>> BEGIN
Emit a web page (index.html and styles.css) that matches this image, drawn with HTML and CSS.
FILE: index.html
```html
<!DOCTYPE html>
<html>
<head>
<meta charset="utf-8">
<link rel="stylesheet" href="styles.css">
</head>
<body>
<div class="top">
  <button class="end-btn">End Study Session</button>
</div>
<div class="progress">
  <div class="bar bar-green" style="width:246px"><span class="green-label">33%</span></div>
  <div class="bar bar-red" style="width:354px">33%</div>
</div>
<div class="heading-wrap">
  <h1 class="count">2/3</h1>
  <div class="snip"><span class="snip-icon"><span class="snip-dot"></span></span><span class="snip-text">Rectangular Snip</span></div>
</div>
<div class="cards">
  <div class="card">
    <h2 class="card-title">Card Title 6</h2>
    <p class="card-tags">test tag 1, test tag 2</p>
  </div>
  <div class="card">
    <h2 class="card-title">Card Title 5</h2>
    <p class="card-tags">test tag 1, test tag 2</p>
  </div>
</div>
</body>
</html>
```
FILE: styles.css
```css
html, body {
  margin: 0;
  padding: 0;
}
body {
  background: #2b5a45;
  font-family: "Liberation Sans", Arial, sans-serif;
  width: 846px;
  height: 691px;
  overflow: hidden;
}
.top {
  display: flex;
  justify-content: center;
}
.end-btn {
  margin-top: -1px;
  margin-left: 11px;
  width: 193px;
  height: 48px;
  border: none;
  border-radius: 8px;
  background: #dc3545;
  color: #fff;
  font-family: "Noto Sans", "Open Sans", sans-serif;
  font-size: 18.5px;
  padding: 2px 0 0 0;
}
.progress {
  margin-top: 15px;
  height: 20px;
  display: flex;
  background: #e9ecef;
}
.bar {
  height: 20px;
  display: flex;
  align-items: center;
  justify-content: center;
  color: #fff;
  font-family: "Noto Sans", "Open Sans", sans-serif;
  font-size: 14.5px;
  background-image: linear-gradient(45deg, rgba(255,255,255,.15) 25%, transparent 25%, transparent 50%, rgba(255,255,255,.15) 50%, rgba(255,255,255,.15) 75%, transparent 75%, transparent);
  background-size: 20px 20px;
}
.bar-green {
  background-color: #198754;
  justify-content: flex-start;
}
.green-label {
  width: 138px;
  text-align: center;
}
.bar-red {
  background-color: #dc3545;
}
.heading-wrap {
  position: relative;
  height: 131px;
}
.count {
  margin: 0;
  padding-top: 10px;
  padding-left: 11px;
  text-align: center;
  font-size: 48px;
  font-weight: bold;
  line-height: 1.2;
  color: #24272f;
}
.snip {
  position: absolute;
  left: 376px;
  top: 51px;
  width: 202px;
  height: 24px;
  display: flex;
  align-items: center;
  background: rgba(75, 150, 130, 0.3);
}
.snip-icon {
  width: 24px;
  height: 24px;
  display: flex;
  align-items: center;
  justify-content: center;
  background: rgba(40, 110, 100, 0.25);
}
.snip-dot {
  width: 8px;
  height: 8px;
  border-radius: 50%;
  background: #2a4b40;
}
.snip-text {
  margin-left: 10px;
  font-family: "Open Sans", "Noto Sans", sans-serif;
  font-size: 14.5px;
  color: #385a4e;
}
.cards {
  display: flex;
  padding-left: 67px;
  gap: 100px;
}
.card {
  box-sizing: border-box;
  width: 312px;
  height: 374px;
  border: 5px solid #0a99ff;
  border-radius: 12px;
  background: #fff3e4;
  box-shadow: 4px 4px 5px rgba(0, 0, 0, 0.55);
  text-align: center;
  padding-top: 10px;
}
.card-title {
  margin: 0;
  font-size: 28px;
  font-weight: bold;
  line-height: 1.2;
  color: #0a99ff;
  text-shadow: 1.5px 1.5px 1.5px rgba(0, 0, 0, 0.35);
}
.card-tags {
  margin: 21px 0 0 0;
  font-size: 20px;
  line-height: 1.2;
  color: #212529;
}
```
>> END
EXERCISE
Give back all the data exactly as written.

EXERCISE RESULT
Emit a web page (index.html and styles.css) that matches this image, drawn with HTML and CSS.
FILE: index.html
```html
<!DOCTYPE html>
<html>
<head>
<meta charset="utf-8">
<link rel="stylesheet" href="styles.css">
</head>
<body>
<div class="top">
  <button class="end-btn">End Study Session</button>
</div>
<div class="progress">
  <div class="bar bar-green" style="width:246px"><span class="green-label">33%</span></div>
  <div class="bar bar-red" style="width:354px">33%</div>
</div>
<div class="heading-wrap">
  <h1 class="count">2/3</h1>
  <div class="snip"><span class="snip-icon"><span class="snip-dot"></span></span><span class="snip-text">Rectangular Snip</span></div>
</div>
<div class="cards">
  <div class="card">
    <h2 class="card-title">Card Title 6</h2>
    <p class="card-tags">test tag 1, test tag 2</p>
  </div>
  <div class="card">
    <h2 class="card-title">Card Title 5</h2>
    <p class="card-tags">test tag 1, test tag 2</p>
  </div>
</div>
</body>
</html>
```
FILE: styles.css
```css
html, body {
  margin: 0;
  padding: 0;
}
body {
  background: #2b5a45;
  font-family: "Liberation Sans", Arial, sans-serif;
  width: 846px;
  height: 691px;
  overflow: hidden;
}
.top {
  display: flex;
  justify-content: center;
}
.end-btn {
  margin-top: -1px;
  margin-left: 11px;
  width: 193px;
  height: 48px;
  border: none;
  border-radius: 8px;
  background: #dc3545;
  color: #fff;
  font-family: "Noto Sans", "Open Sans", sans-serif;
  font-size: 18.5px;
  padding: 2px 0 0 0;
}
.progress {
  margin-top: 15px;
  height: 20px;
  display: flex;
  background: #e9ecef;
}
.bar {
  height: 20px;
  display: flex;
  align-items: center;
  justify-content: center;
  color: #fff;
  font-family: "Noto Sans", "Open Sans", sans-serif;
  font-size: 14.5px;
  background-image: linear-gradient(45deg, rgba(255,255,255,.15) 25%, transparent 25%, transparent 50%, rgba(255,255,255,.15) 50%, rgba(255,255,255,.15) 75%, transparent 75%, transparent);
  background-size: 20px 20px;
}
.bar-green {
  background-color: #198754;
  justify-content: flex-start;
}
.green-label {
  width: 138px;
  text-align: center;
}
.bar-red {
  background-color: #dc3545;
}
.heading-wrap {
  position: relative;
  height: 131px;
}
.count {
  margin: 0;
  padding-top: 10px;
  padding-left: 11px;
  text-align: center;
  font-size: 48px;
  font-weight: bold;
  line-height: 1.2;
  color: #24272f;
}
.snip {
  position: absolute;
  left: 376px;
  top: 51px;
  width: 202px;
  height: 24px;
  display: flex;
  align-items: center;
  background: rgba(75, 150, 130, 0.3);
}
.snip-icon {
  width: 24px;
  height: 24px;
  display: flex;
  align-items: center;
  justify-content: center;
  background: rgba(40, 110, 100, 0.25);
}
.snip-dot {
  width: 8px;
  height: 8px;
  border-radius: 50%;
  background: #2a4b40;
}
.snip-text {
  margin-left: 10px;
  font-family: "Open Sans", "Noto Sans", sans-serif;
  font-size: 14.5px;
  color: #385a4e;
}
.cards {
  display: flex;
  padding-left: 67px;
  gap: 100px;
}
.card {
  box-sizing: border-box;
  width: 312px;
  height: 374px;
  border: 5px solid #0a99ff;
  border-radius: 12px;
  background: #fff3e4;
  box-shadow: 4px 4px 5px rgba(0, 0, 0, 0.55);
  text-align: center;
  padding-top: 10px;
}
.card-title {
  margin: 0;
  font-size: 28px;
  font-weight: bold;
  line-height: 1.2;
  color: #0a99ff;
  text-shadow: 1.5px 1.5px 1.5px rgba(0, 0, 0, 0.35);
}
.card-tags {
  margin: 21px 0 0 0;
  font-size: 20px;
  line-height: 1.2;
  color: #212529;
}
```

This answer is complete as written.